#### CHALLENGE
Give the data below again exactly as written, without its pictures.
===== DATA PROVIDED
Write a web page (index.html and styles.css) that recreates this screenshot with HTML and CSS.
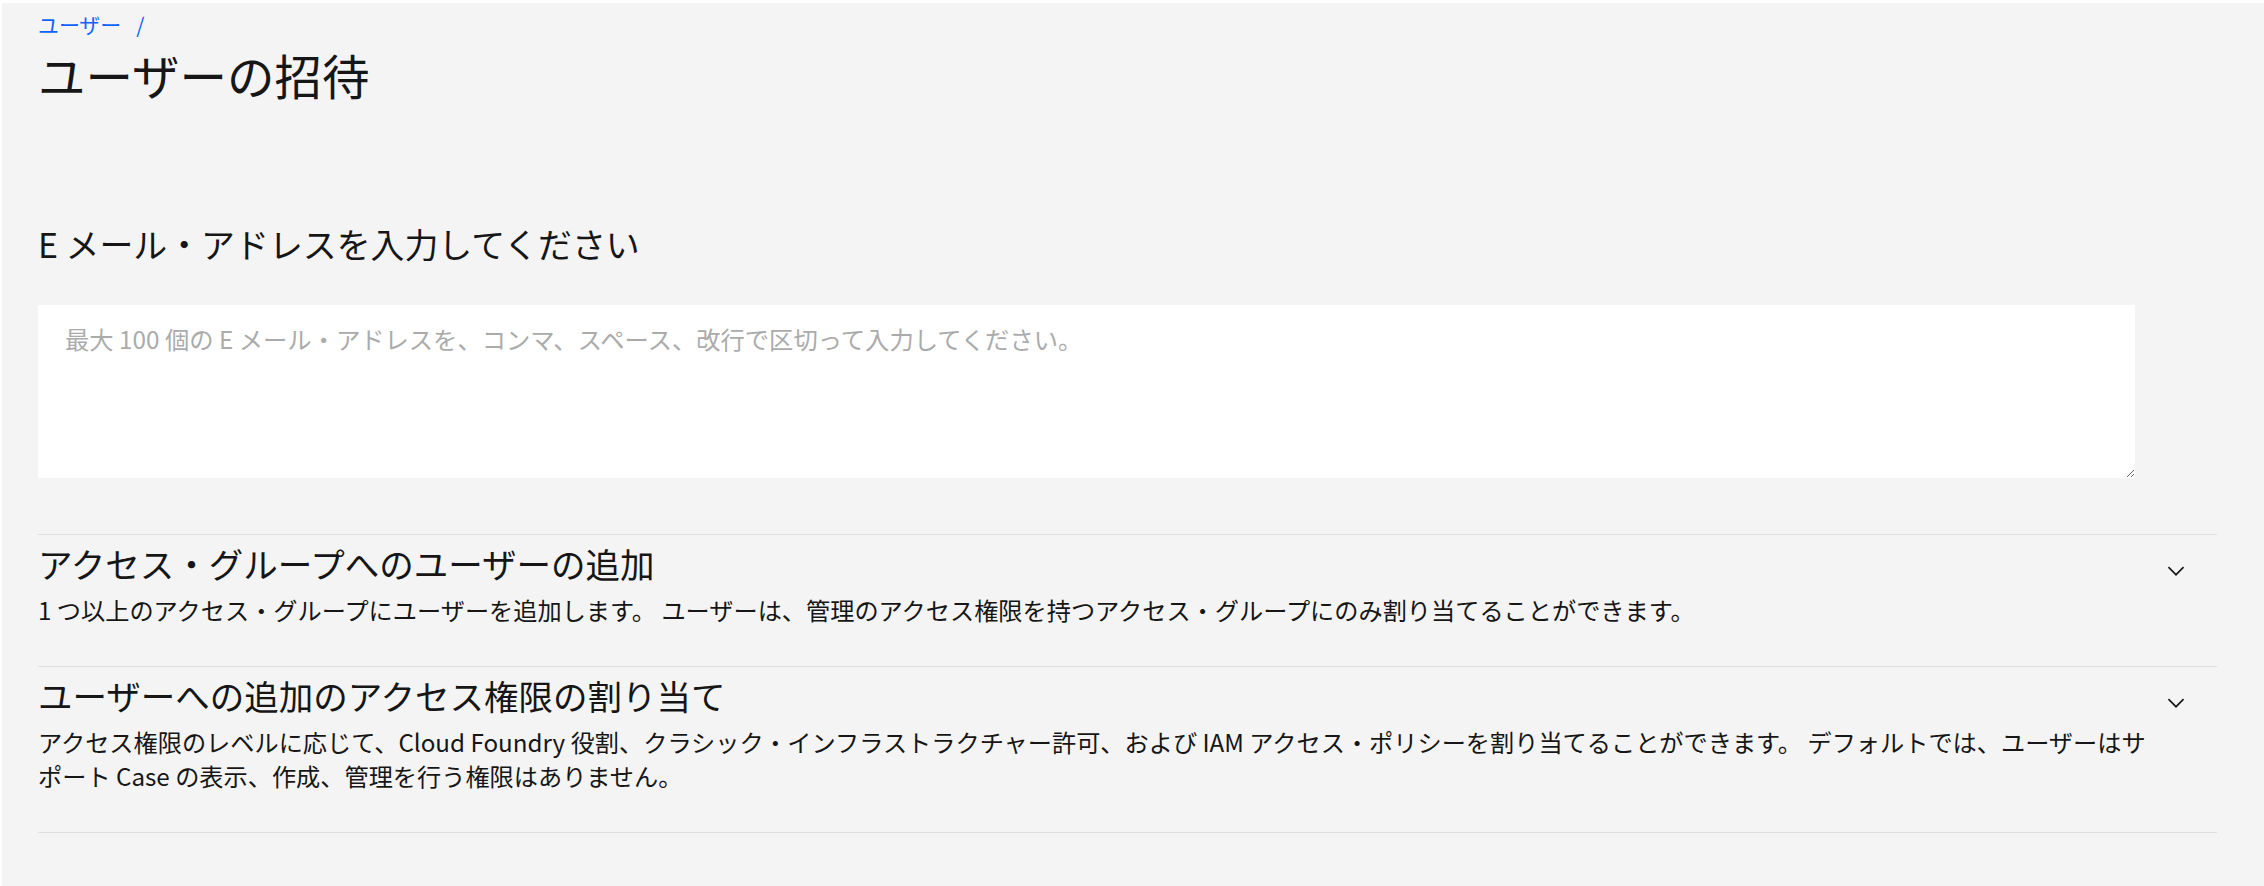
FILE: index.html
```html
<!DOCTYPE html>
<html lang="ja">
<head>
<meta charset="utf-8">
<title>ユーザーの招待</title>
<link rel="stylesheet" href="styles.css">
</head>
<body>
<div class="page">
  <nav class="breadcrumb"><a class="crumb" href="#">ユーザー</a><span class="sep">/</span></nav>
  <h1 class="title">ユーザーの招待</h1>
  <section class="email">
    <h2 class="section-title">E メール・アドレスを入力してください</h2>
    <textarea class="emails" placeholder="最大 100 個の E メール・アドレスを、コンマ、スペース、改行で区切って入力してください。"></textarea>
  </section>
  <div class="accordion">
    <div class="acc-item">
      <div class="acc-text">
        <h3 class="acc-title">アクセス・グループへのユーザーの追加</h3>
        <p class="acc-desc">1 つ以上のアクセス・グループにユーザーを追加します。 ユーザーは、管理のアクセス権限を持つアクセス・グループにのみ割り当てることができます。</p>
      </div>
      <button class="acc-toggle" type="button" aria-label="展開"><svg viewBox="0 0 16 16" width="26" height="26"><path d="M8 11L3 6l.7-.7L8 9.6l4.3-4.3.7.7z"/></svg></button>
    </div>
    <div class="acc-item">
      <div class="acc-text">
        <h3 class="acc-title">ユーザーへの追加のアクセス権限の割り当て</h3>
        <p class="acc-desc">アクセス権限のレベルに応じて、Cloud Foundry 役割、クラシック・インフラストラクチャー許可、および IAM アクセス・ポリシーを割り当てることができます。 デフォルトでは、ユーザーはサポート Case の表示、作成、管理を行う権限はありません。</p>
      </div>
      <button class="acc-toggle" type="button" aria-label="展開"><svg viewBox="0 0 16 16" width="26" height="26"><path d="M8 11L3 6l.7-.7L8 9.6l4.3-4.3.7.7z"/></svg></button>
    </div>
  </div>
</div>
</body>
</html>
```

FILE: styles.css
```css
html, body {
  margin: 0;
  background: #ffffff;
}

body {
  font-family: "Noto Sans CJK JP", "Noto Sans", sans-serif;
  color: #161616;
}

.page {
  margin: 3px 0 0 2px;
  min-height: 883px;
  box-sizing: border-box;
  padding: 8px 47px 0 36px;
  background: #f4f4f4;
}

.breadcrumb {
  display: flex;
  font-size: 20.9px;
  line-height: 26px;
}

.crumb {
  color: #0f62fe;
  text-decoration: none;
}

.sep {
  color: #0f62fe;
  margin-left: 15px;
}

.title {
  margin: 9px 0 0;
  font-size: 47.5px;
  line-height: 58px;
  font-weight: 400;
}

.section-title {
  margin: 118px 0 0;
  font-size: 33.9px;
  line-height: 43px;
  font-weight: 400;
}

.emails {
  display: block;
  width: 2097px;
  height: 173px;
  margin: 40px 0 0;
  box-sizing: border-box;
  border: none;
  background: #ffffff;
  padding: 19px 27px;
  font-family: inherit;
  font-size: 24.3px;
  line-height: 30px;
  color: #161616;
  resize: vertical;
  outline: none;
}

.emails::placeholder {
  color: #ababab;
}

.accordion {
  margin-top: 56px;
  border-bottom: 1px solid #e0e0e0;
}

.acc-item {
  display: flex;
  border-top: 1px solid #e0e0e0;
}

.acc-text {
  flex: 1;
  padding: 5px 0 38px;
}

.acc-title {
  margin: 0;
  font-size: 34.5px;
  line-height: 46px;
  font-weight: 400;
}

.acc-desc {
  margin: 7px 0 0;
  font-size: 24.2px;
  line-height: 34.7px;
}

.acc-toggle {
  flex: none;
  display: flex;
  align-self: flex-start;
  width: 70px;
  height: 26px;
  margin-top: 23px;
  padding: 0 0 0 16px;
  border: 0;
  background: none;
  cursor: pointer;
}

.acc-toggle svg {
  display: block;
  fill: #161616;
}
```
==========
#### EXERCISE RESULT
Write a web page (index.html and styles.css) that recreates this screenshot with HTML and CSS.
FILE: index.html
```html
<!DOCTYPE html>
<html lang="ja">
<head>
<meta charset="utf-8">
<title>ユーザーの招待</title>
<link rel="stylesheet" href="styles.css">
</head>
<body>
<div class="page">
  <nav class="breadcrumb"><a class="crumb" href="#">ユーザー</a><span class="sep">/</span></nav>
  <h1 class="title">ユーザーの招待</h1>
  <section class="email">
    <h2 class="section-title">E メール・アドレスを入力してください</h2>
    <textarea class="emails" placeholder="最大 100 個の E メール・アドレスを、コンマ、スペース、改行で区切って入力してください。"></textarea>
  </section>
  <div class="accordion">
    <div class="acc-item">
      <div class="acc-text">
        <h3 class="acc-title">アクセス・グループへのユーザーの追加</h3>
        <p class="acc-desc">1 つ以上のアクセス・グループにユーザーを追加します。 ユーザーは、管理のアクセス権限を持つアクセス・グループにのみ割り当てることができます。</p>
      </div>
      <button class="acc-toggle" type="button" aria-label="展開"><svg viewBox="0 0 16 16" width="26" height="26"><path d="M8 11L3 6l.7-.7L8 9.6l4.3-4.3.7.7z"/></svg></button>
    </div>
    <div class="acc-item">
      <div class="acc-text">
        <h3 class="acc-title">ユーザーへの追加のアクセス権限の割り当て</h3>
        <p class="acc-desc">アクセス権限のレベルに応じて、Cloud Foundry 役割、クラシック・インフラストラクチャー許可、および IAM アクセス・ポリシーを割り当てることができます。 デフォルトでは、ユーザーはサポート Case の表示、作成、管理を行う権限はありません。</p>
      </div>
      <button class="acc-toggle" type="button" aria-label="展開"><svg viewBox="0 0 16 16" width="26" height="26"><path d="M8 11L3 6l.7-.7L8 9.6l4.3-4.3.7.7z"/></svg></button>
    </div>
  </div>
</div>
</body>
</html>
```

FILE: styles.css
```css
html, body {
  margin: 0;
  background: #ffffff;
}

body {
  font-family: "Noto Sans CJK JP", "Noto Sans", sans-serif;
  color: #161616;
}

.page {
  margin: 3px 0 0 2px;
  min-height: 883px;
  box-sizing: border-box;
  padding: 8px 47px 0 36px;
  background: #f4f4f4;
}

.breadcrumb {
  display: flex;
  font-size: 20.9px;
  line-height: 26px;
}

.crumb {
  color: #0f62fe;
  text-decoration: none;
}

.sep {
  color: #0f62fe;
  margin-left: 15px;
}

.title {
  margin: 9px 0 0;
  font-size: 47.5px;
  line-height: 58px;
  font-weight: 400;
}

.section-title {
  margin: 118px 0 0;
  font-size: 33.9px;
  line-height: 43px;
  font-weight: 400;
}

.emails {
  display: block;
  width: 2097px;
  height: 173px;
  margin: 40px 0 0;
  box-sizing: border-box;
  border: none;
  background: #ffffff;
  padding: 19px 27px;
  font-family: inherit;
  font-size: 24.3px;
  line-height: 30px;
  color: #161616;
  resize: vertical;
  outline: none;
}

.emails::placeholder {
  color: #ababab;
}

.accordion {
  margin-top: 56px;
  border-bottom: 1px solid #e0e0e0;
}

.acc-item {
  display: flex;
  border-top: 1px solid #e0e0e0;
}

.acc-text {
  flex: 1;
  padding: 5px 0 38px;
}

.acc-title {
  margin: 0;
  font-size: 34.5px;
  line-height: 46px;
  font-weight: 400;
}

.acc-desc {
  margin: 7px 0 0;
  font-size: 24.2px;
  line-height: 34.7px;
}

.acc-toggle {
  flex: none;
  display: flex;
  align-self: flex-start;
  width: 70px;
  height: 26px;
  margin-top: 23px;
  padding: 0 0 0 16px;
  border: 0;
  background: none;
  cursor: pointer;
}

.acc-toggle svg {
  display: block;
  fill: #161616;
}
```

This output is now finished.